───── Raw data

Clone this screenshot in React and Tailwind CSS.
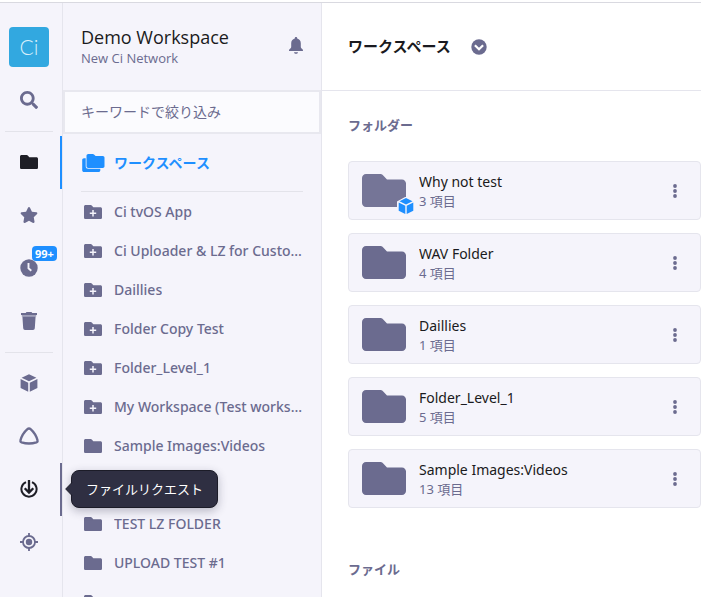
import React, { useState } from 'react';
import clsx from 'clsx';
import { FaFolder, FaSearch, FaStar } from 'react-icons/fa';

const ClockIcon = () => (
  <svg viewBox="0 0 18 18" className="size-[18px]" aria-hidden="true">
    <circle cx="9" cy="9" r="8.700" fill="currentColor" />
    <path d="M8.500 4v5.300l2.800 2.500" fill="none" stroke="#f5f4fb" strokeWidth="1.900" />
  </svg>
);

const TrashIcon = () => (
  <svg viewBox="0 0 18 18" className="size-[18px]" fill="currentColor" aria-hidden="true">
    <path d="M6.500 0h5l.8 1H17v2H1V1h4.700z" />
    <path d="M1.800 3h14.400v1.600H1.800z" opacity=".6" />
    <path d="M2.400 4.600h13.200l-.8 11.700a1.800 1.800 0 0 1-1.800 1.700H5a1.800 1.800 0 0 1-1.800-1.700z" />
  </svg>
);

const CubeIcon = () => (
  <svg viewBox="0 0 18 18" className="size-[18px]" fill="currentColor" aria-hidden="true">
    <path d="M9 .2 16.400 3.700 9 7.200 1.600 3.700z" />
    <path d="M.6 5.100 8.200 8.700v9.100L.6 14.100zM17.400 5.100 9.800 8.700v9.100l7.600-3.700z" />
  </svg>
);

const TriangleIcon = () => (
  <svg viewBox="0 0 20 18" className="h-[18px] w-5" fill="none" stroke="currentColor" strokeWidth="2.400" strokeLinejoin="round" aria-hidden="true">
    <path d="M8.400 2.200C9.300 1.300 10.700 1.300 11.600 2.200 15 5.200 17.300 8.900 18.500 13.300c.3 1-.1 1.700-1 2-4.900 1.500-10.100 1.500-15 0-.9-.3-1.300-1-1-2C2.700 8.900 5 5.200 8.400 2.200Z" />
  </svg>
);

const RequestIcon = () => (
  <svg viewBox="0 0 18 18" className="size-[18px]" fill="none" stroke="currentColor" strokeWidth="2" aria-hidden="true">
    <path d="M6 2.100a7.600 7.600 0 1 0 6 0" />
    <path d="M9 0v12M4.700 8.200 9 12.500l4.300-4.300" strokeWidth="2.300" />
  </svg>
);

const TargetIcon = () => (
  <svg viewBox="0 0 18 18" className="size-[18px]" fill="none" stroke="currentColor" strokeWidth="1.800" aria-hidden="true">
    <circle cx="9" cy="9" r="6" />
    <circle cx="9" cy="9" r="3.200" fill="currentColor" stroke="none" />
    <path d="M9 0v3M9 15v3M0 9h3M15 9h3" />
  </svg>
);

const BellIcon = () => (
  <svg viewBox="0 0 14 17" className="h-[17px] w-3.5" fill="currentColor" aria-hidden="true">
    <path d="M7 0c.7 0 1.200.5 1.200 1.100v.4c2.300.6 3.600 2.400 3.600 4.800v3.400c0 1 .6 1.700 1.400 2.400.5.4.8.9.8 1.900H0c0-1 .3-1.500.8-1.900.8-.7 1.400-1.400 1.400-2.400V6.300c0-2.400 1.300-4.200 3.600-4.800v-.4C5.800.5 6.300 0 7 0z" />
    <path d="M5 15.200h4c-.2 1-1 1.600-2 1.600s-1.800-.6-2-1.600z" />
  </svg>
);

const FolderShape = ({ className, plus }) => (
  <svg viewBox="0 0 18 14" className={className} fill="currentColor" aria-hidden="true">
    <path d="M1.600 0h5.100c.4 0 .8.200 1.100.5l1.500 1.700h7.100c.9 0 1.600.6 1.600 1.500v8.700c0 .9-.7 1.600-1.600 1.600H1.600C.7 14 0 13.300 0 12.400V1.600C0 .7.700 0 1.600 0z" />
    {plus && <path d="M9 5v6.400M5.800 8.200h6.400" stroke="#f5f4fb" strokeWidth="1.500" />}
  </svg>
);

const BigFolder = () => (
  <svg viewBox="0 0 44 33" className="h-[33px] w-11" fill="currentColor" aria-hidden="true">
    <path d="M4 0h14.500c.8 0 1.500.3 2 .8L25 5.500h15c2.200 0 4 1.800 4 4V29c0 2.200-1.800 4-4 4H4c-2.200 0-4-1.800-4-4V4c0-2.200 1.800-4 4-4z" />
  </svg>
);

const FoldersIcon = () => (
  <svg viewBox="0 0 24 18" className="h-[18px] w-6" fill="currentColor" aria-hidden="true">
    <path d="M3 4.200h13v9.600h3.300v2.400c0 1-.8 1.800-1.800 1.800H3c-1 0-1.800-.8-1.800-1.800V6c0-1 .8-1.800 1.800-1.800z" />
    <path
      d="M7.300 0h4.500c.5 0 .9.200 1.200.5L14.600 2h7.200c1 0 1.700.8 1.700 1.800v8.400c0 1-.8 1.700-1.700 1.700H7.300c-1 0-1.800-.7-1.800-1.700V1.800C5.500.8 6.300 0 7.300 0z"
      stroke="#f5f4fb"
      strokeWidth="1.600"
      paintOrder="stroke"
    />
  </svg>
);

const railGroups = [
  [{ id: 'search', label: '検索', icon: <FaSearch size={18} /> }],
  [
    { id: 'workspace', label: 'ワークスペース', icon: <FolderShape className="h-3.5 w-[18px]" /> },
    { id: 'favorites', label: 'お気に入り', icon: <FaStar size={18} /> },
    { id: 'recent', label: '最近', icon: <ClockIcon />, badge: '99+' },
    { id: 'trash', label: 'ゴミ箱', icon: <TrashIcon /> },
  ],
  [
    { id: 'catalog', label: 'カタログ', icon: <CubeIcon /> },
    { id: 'mediabox', label: 'メディアボックス', icon: <TriangleIcon /> },
    { id: 'requests', label: 'ファイルリクエスト', icon: <RequestIcon />, hovered: true },
    { id: 'target', label: 'ターゲット', icon: <TargetIcon /> },
  ],
];

const treeFolders = [
  { name: 'Ci tvOS App', plus: true },
  { name: 'Ci Uploader & LZ for Customers', plus: true },
  { name: 'Daillies', plus: true },
  { name: 'Folder Copy Test', plus: true },
  { name: 'Folder_Level_1', plus: true },
  { name: 'My Workspace (Test workspace)', plus: true },
  { name: 'Sample Images:Videos' },
  { name: 'Test' },
  { name: 'TEST LZ FOLDER' },
  { name: 'UPLOAD TEST #1' },
  { name: 'raw' },
];

const folders = [
  { name: 'Why not test', count: 3, shared: true },
  { name: 'WAV Folder', count: 4 },
  { name: 'Daillies', count: 1 },
  { name: 'Folder_Level_1', count: 5 },
  { name: 'Sample Images:Videos', count: 13 },
];

const Tooltip = ({ children }) => (
  <span role="tooltip" className="absolute bottom-2 left-[71px] z-20 whitespace-nowrap rounded-lg border border-[#1c1c28] bg-[#2f2f42] px-3.5 py-2 text-[13px] leading-5 text-white shadow-[0_3px_10px_rgba(40,40,70,0.3)]">
    <svg viewBox="0 0 8 14" className="absolute -left-[7px] top-1/2 h-3.5 w-2 -translate-y-1/2" aria-hidden="true">
      <path d="M7 .5.700 7 7 13.500" fill="#2f2f42" stroke="#1c1c28" />
      <path d="M7 1h1v12H7z" fill="#2f2f42" />
    </svg>
    {children}
  </span>
);

const RailItem = ({ item, active, onSelect }) => (
  <button
    type="button"
    aria-label={item.label}
    onClick={() => onSelect(item.id)}
    className={clsx(
      'relative flex h-[53px] w-full items-center justify-center border-r-2 pb-0.5 pr-0.5',
      active && 'border-[#1e8fff] text-[#1e1e26]',
      item.hovered && !active && 'border-[#6b6b8f] text-[#1e1e26]',
      !active && !item.hovered && 'border-transparent text-[#6b6b8f]',
    )}
  >
    {item.icon}
    {item.badge && (
      <span className="absolute left-8 top-1 rounded bg-[#1e8fff] px-[3px] text-[11px] font-bold leading-[15px] text-white">
        {item.badge}
      </span>
    )}
    {item.hovered && <Tooltip>{item.label}</Tooltip>}
  </button>
);

const Rail = () => {
  const [current, setCurrent] = useState('workspace');

  return (
    <nav aria-label="メイン" className="relative z-10 flex w-[63px] shrink-0 flex-col border-r border-[#e5e5ed] pt-6">
      <a href="#home" aria-label="Ci" className="mb-[7px] ml-[9px] flex size-10 items-center justify-center rounded bg-[#32a8e0] pb-0.5 font-['Lato'] text-[21px] font-light leading-none text-[#d9f0fb]">
        Ci
      </a>
      {railGroups.map((group, i) => (
        <React.Fragment key={group[0].id}>
          {i > 0 && <hr className="my-1 ml-[5px] mr-[9px] border-[#e3e3ea]" />}
          <div>
            {group.map((item) => (
              <RailItem key={item.id} item={item} active={item.id === current} onSelect={setCurrent} />
            ))}
          </div>
        </React.Fragment>
      ))}
    </nav>
  );
};

const Sidebar = () => (
  <aside className="flex w-[259px] shrink-0 flex-col border-r border-[#e5e5ed]">
    <header className="flex h-[87px] shrink-0 items-center justify-between pb-0.5 pl-[18px] pr-[18px]">
      <div className="font-['Open_Sans','Noto_Sans_CJK_JP',sans-serif]">
        <h2 className="text-lg leading-6 text-[#1a1a20]">Demo Workspace</h2>
        <p className="text-[13px] leading-[18px] text-[#6b6b8f]">New Ci Network</p>
      </div>
      <button type="button" aria-label="通知" className="text-[#6b6b8f]">
        <BellIcon />
      </button>
    </header>
    <input
      type="text"
      aria-label="キーワードで絞り込み"
      placeholder="キーワードで絞り込み"
      className="h-11 w-full shrink-0 border-2 border-[#e8e8ef] bg-[#fbfbfe] px-4 pb-0.5 text-sm text-[#1a1a20] outline-none placeholder:text-[#6b6b8f]"
    />
    <a href="#workspace" className="mx-[18px] flex h-[58px] shrink-0 items-center gap-[9px] border-b border-[#e3e3ea] text-sm font-bold text-[#1e8fff]">
      <FoldersIcon />
      ワークスペース
    </a>
    <ul>
      {treeFolders.map((folder) => (
        <li key={folder.name}>
          <a href="#folder" className="flex h-[39px] items-center gap-3 pl-[21px] pr-[18px] text-sm font-medium text-[#6b6b8f]">
            <FolderShape plus={folder.plus} className="h-3.5 w-[18px] shrink-0" />
            <span className="truncate">{folder.name}</span>
          </a>
        </li>
      ))}
    </ul>
  </aside>
);

const FolderCard = ({ folder }) => (
  <li className="flex h-[59px] items-center rounded border border-[#e5e5ed] bg-[#f5f4fb] pl-[13px] pr-5">
    <div className={clsx('relative mr-[13px]', folder.shared ? 'text-[#757597]' : 'text-[#6b6b8f]')}>
      <BigFolder />
      {folder.shared && (
        <svg viewBox="0 0 18 18" className="absolute -bottom-2 -right-[9px] size-[18px]" aria-hidden="true">
          <path d="M9-.5 18 4.500v9.500L9 18.500 0 14V4.500z" fill="#f5f4fb" />
          <path d="M9 1 15.500 4.200 9 7.400 2.500 4.200z" fill="#1e8fff" />
          <path d="M1.700 5.500 8.300 8.700v8.200l-6.600-3.200zM16.300 5.500 9.700 8.700v8.200l6.600-3.200z" fill="#1e8fff" />
        </svg>
      )}
    </div>
    <div className="min-w-0 flex-1">
      <h4 className="truncate text-sm leading-5 text-[#1a1a20]">{folder.name}</h4>
      <p className="text-[13px] leading-[18px] text-[#6b6b8f]">{folder.count} 項目</p>
    </div>
    <button type="button" aria-label={`${folder.name} メニュー`} className="text-[#6b6b8f]">
      <svg viewBox="0 0 10 16" className="h-4 w-2.5" fill="currentColor" aria-hidden="true">
        <circle cx="5" cy="3" r="1.900" />
        <circle cx="5" cy="8" r="1.900" />
        <circle cx="5" cy="13" r="1.900" />
      </svg>
    </button>
  </li>
);

export default function App() {
  return (
    <div className="flex h-screen flex-col overflow-hidden bg-[#f5f4fb] font-['Noto_Sans','Noto_Sans_CJK_JP',sans-serif] text-[#1a1a20]">
      <div className="h-[3px] shrink-0 border-b border-[#d9d9e0] bg-white" />
      <div className="flex min-h-0 flex-1">
        <Rail />
        <Sidebar />
        <main className="min-w-0 flex-1 bg-white">
          <header className="flex h-[88px] items-center gap-5 border-b border-[#e5e5ed] pl-[26px]">
            <h1 className="text-[15px] font-bold">ワークスペース</h1>
            <button type="button" aria-label="ワークスペースメニュー">
              <svg viewBox="0 0 16 16" className="size-4" aria-hidden="true">
                <circle cx="8" cy="8" r="7.700" fill="#6b6b8f" />
                <path d="m3.900 6.200 4.100 4.100 4.100-4.100" fill="none" stroke="#fff" strokeWidth="2.200" />
              </svg>
            </button>
          </header>
          <section className="pl-[26px] pt-6">
            <h3 className="text-[13px] font-bold leading-5 text-[#6b6b8f]">フォルダー</h3>
            <ul className="mt-[26px] flex flex-col gap-[13px]">
              {folders.map((folder) => (
                <FolderCard key={folder.name} folder={folder} />
              ))}
            </ul>
          </section>
          <section className="pl-[26px] pt-[51px]">
            <h3 className="text-[13px] font-bold leading-5 text-[#6b6b8f]">ファイル</h3>
          </section>
        </main>
      </div>
    </div>
  );
}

──────────

What is expected — Take the lines from the start of the material to the line with "FaFolder, FaSearch, FaStar", both included, and transcribe them exactly without the pictures.

Completed task —
Clone this screenshot in React and Tailwind CSS.
import React, { useState } from 'react';
import clsx from 'clsx';
import { FaFolder, FaSearch, FaStar } from 'react-icons/fa';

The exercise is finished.